With crude oil piling up around the world the space inside terminals is now a hot commodity.  The market for crude oil storage futures has been expanding since last year’s launch. Instead of giving buyers oil, the futures contracts confer the right to store it — in caverns on the Gulf of Mexico coast.  Open interest, or the number of contracts outstanding, has increased to the equivalent of 23.5m barrels of capacity, more than doubling since the beginning of the year. Oil companies, refiners and banks have been trading the contracts, said Bo Collins, co-founder of Matrix Markets, which helped develop them. “The only crowd that’s sort of missing from the mix is the HFT [high-frequency trading] crowd,” he said.

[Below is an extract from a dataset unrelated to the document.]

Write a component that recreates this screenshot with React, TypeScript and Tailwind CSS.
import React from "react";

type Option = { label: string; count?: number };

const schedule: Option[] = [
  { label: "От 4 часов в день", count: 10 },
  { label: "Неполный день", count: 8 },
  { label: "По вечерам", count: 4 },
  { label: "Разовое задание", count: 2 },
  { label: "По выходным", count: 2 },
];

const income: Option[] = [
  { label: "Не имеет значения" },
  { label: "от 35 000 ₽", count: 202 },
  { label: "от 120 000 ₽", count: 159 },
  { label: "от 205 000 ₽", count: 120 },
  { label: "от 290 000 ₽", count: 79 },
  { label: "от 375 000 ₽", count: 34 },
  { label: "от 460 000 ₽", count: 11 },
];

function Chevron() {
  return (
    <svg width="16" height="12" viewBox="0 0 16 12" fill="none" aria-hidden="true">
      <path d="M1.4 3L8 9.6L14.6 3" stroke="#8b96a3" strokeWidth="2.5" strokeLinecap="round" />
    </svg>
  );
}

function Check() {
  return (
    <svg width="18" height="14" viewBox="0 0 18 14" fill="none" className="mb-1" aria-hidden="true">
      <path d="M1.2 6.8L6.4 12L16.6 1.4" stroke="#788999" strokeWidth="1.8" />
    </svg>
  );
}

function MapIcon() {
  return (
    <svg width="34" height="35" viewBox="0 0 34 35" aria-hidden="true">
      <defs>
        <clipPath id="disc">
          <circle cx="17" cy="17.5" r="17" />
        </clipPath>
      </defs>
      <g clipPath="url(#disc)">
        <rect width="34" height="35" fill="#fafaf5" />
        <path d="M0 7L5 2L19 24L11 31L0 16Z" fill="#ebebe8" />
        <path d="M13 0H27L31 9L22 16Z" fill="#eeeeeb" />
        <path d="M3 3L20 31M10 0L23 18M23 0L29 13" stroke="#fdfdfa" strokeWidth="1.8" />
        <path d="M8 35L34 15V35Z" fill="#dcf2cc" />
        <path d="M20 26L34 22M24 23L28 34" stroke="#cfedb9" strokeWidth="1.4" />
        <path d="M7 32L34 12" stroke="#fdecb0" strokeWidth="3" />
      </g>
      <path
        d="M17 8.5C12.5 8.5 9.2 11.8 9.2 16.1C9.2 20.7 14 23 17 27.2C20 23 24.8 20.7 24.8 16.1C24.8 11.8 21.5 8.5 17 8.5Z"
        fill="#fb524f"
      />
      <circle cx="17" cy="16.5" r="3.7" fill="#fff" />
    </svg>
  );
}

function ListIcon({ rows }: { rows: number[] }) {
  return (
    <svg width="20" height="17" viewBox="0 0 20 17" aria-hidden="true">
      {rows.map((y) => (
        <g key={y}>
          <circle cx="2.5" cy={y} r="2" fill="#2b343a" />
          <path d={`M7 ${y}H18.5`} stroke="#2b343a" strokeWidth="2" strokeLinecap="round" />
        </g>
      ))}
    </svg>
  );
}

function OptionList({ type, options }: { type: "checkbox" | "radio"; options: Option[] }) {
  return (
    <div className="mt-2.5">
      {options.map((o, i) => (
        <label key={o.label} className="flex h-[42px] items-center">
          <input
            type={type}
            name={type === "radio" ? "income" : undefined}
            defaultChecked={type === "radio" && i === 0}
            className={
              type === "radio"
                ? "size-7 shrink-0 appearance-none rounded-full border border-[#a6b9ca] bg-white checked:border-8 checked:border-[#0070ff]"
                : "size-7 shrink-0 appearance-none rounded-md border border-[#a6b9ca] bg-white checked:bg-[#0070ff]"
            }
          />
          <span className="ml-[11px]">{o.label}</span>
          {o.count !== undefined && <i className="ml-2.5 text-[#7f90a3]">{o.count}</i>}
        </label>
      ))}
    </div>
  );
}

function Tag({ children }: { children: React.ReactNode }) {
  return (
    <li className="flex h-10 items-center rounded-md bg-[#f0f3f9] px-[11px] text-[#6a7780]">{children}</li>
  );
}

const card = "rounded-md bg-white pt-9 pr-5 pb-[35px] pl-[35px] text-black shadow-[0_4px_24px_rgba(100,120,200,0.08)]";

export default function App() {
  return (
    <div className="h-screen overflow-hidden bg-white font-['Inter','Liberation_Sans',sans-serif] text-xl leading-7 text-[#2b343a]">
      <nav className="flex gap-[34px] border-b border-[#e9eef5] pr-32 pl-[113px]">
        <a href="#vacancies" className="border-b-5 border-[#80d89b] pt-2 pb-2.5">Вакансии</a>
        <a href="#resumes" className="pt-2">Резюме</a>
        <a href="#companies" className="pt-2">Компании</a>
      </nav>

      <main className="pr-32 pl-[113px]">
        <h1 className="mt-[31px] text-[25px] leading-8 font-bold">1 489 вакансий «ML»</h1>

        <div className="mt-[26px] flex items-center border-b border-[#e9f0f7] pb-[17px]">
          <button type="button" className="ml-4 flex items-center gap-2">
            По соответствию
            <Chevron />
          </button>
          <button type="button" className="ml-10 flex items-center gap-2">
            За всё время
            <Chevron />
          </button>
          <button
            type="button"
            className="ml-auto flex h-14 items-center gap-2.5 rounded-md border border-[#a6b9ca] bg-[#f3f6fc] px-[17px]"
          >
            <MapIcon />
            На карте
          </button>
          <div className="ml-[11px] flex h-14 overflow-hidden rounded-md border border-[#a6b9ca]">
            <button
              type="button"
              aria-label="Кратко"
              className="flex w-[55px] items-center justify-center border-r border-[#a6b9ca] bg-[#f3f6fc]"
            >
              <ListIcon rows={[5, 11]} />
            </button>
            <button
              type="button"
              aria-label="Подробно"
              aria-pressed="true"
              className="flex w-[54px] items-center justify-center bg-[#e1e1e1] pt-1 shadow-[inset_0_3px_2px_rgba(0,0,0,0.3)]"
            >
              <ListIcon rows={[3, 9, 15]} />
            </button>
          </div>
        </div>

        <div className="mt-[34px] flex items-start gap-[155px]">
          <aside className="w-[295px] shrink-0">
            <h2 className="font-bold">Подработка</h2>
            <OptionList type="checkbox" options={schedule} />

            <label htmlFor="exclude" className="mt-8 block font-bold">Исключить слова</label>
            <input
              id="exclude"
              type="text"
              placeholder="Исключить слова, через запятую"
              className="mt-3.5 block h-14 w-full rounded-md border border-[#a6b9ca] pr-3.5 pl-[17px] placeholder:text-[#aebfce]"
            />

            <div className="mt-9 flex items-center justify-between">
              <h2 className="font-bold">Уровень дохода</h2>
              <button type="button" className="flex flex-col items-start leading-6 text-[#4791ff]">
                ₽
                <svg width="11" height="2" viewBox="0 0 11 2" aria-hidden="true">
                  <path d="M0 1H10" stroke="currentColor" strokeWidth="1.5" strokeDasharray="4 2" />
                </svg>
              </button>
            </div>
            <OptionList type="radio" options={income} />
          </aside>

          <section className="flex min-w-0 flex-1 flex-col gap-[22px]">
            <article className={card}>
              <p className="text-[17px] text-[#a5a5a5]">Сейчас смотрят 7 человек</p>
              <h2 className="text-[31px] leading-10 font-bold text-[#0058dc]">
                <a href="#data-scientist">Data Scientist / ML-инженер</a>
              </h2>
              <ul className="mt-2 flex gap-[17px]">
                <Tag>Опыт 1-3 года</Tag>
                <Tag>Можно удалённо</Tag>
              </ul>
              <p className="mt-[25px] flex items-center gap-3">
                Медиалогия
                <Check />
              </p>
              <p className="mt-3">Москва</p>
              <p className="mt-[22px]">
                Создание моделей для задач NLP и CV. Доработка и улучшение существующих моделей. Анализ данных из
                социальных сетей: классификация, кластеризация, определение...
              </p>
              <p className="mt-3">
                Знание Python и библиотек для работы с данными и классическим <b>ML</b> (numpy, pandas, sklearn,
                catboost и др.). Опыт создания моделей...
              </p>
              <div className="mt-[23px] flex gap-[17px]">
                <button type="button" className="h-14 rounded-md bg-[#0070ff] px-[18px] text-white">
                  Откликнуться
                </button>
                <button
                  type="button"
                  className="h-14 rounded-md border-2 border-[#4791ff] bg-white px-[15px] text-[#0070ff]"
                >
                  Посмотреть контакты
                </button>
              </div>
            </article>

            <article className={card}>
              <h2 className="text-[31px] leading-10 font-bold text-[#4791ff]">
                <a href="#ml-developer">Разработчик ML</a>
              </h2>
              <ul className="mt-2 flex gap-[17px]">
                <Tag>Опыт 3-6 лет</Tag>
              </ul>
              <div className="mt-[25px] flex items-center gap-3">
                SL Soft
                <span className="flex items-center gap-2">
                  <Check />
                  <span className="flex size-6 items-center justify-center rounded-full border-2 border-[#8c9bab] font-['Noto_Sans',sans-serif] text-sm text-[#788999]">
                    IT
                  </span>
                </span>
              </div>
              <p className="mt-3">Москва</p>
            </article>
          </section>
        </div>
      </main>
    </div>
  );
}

The contracts were introduced as a supply glut caused oil stocks around the world to swell, driving up demand for tanks. Buyers get the right to store high-sulphur “sour” crude at the Louisiana Offshore Oil Port (Loop), which contains one of the biggest terminals in North America. In the Gulf coast region that includes Loop, crude stocks have risen to records of more than 280m barrels, up 18 per cent from the beginning of the year. Nationwide, oil stocks rose by 1.3m barrels last week to 541.3m, just shy of a 1929 record, the energy department reported Wednesday. The market for oil tank leases is mostly opaque, with terms closely held by counterparties. The advantage of the storage futures contracts is that they allow “you to freely trade something that previously was not freely traded. The value may have been known, but it wasn’t transparent,” said Peter Keavey of CME Group, the Chicago-based exchange operator that lists them. Market activity is centred on auctions held on the first Tuesday of each month. This month the auction sold 6.2m barrels of capacity at Loop.